入院、放射線治療と化学療法を受けながら精力的に活動
2001年2月8日(木)
両親に手術不能癌であることを打ち明けた。
母は当然泣いた。
父は、「葬儀や墓はどうする?」と聞いた。
さすがは我が父である。
脱帽。
2001年2月9日(金)
外泊。
遺影用の写真を撮る。
2001年2月11日(日)
勤務先のパソコンを片づける。
生きがいだった医師としての仕事に復帰することはもうあるまい。
寂しい。
ご両親に伝える時、
どんなにお辛かった事でしょう。
もし、私の告別式であいさつできるなら・・・
本日はご多忙のところ、私の葬儀に参列いただきまして、誠にありがとうございます。
私は、子供の時からまじめだけが取り柄でしたので、周りの方々には、全くおもしろ味のない人物であったことと思います。
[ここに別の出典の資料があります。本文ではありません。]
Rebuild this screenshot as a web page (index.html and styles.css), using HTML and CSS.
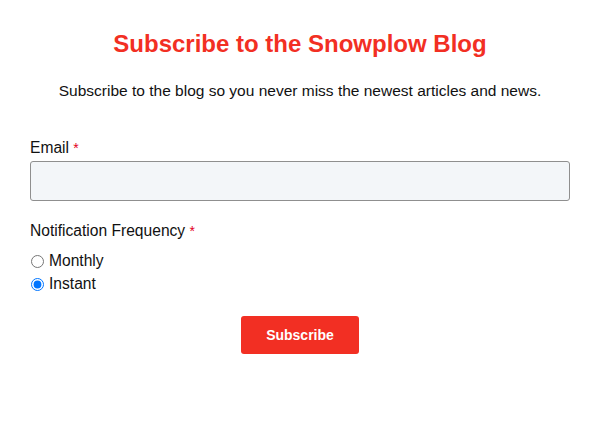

子供の頃から病弱で、両親に心配ばかりかけてきた私にとって、医師という仕事はまさに生きがいでした。
病院でも冗談ひとつ言わない私は、職員の方々にもつきあいにくい医師だったことでしょう。
ただ私は、患者さんの前でだけ営業用の顔をするのではなく、職員や職員家族の方が病気になった時、「先生、主治医になって下さい。」と頼まれるような医師でありたいと常に考えて仕事をしてきました。
やっと一人前の内科医として自信もでき、これからますます故郷の地域医療に貢献できると思っていたのですが、お別れしなくてはならなくなりました。
42年間のこれまでの人生は、いつも目標を持ってがんばってきました。
公私ともに充実した幸せな人生であったと皆様に感謝しております。
ただ一つ心残りなのは、家族のことです。
私は、夫として妻を幸せにする誓いを守れず、親として子供達を成人するまで育てる義務を果たせませんでした。
遺された家族は、これからいろいろと苦労することになるでしょう。
どうか皆様、私の家族にこれからも暖かいご支援を賜りますよう、お願い申し上げます。
ありがとうございました。それでは、さようなら。
とまあ、こんな感じでしょうか。
自分の葬式ですから、何かメッセージを伝えたいとは思いませんか?
私は、幼少時から、
「死」が恐くありませんでした。
人生に悔いが無いのではなく、
夢を持ったことがないからかもしれません。
私のろうそくでよければ、
ほんとうに貰って欲しかったです。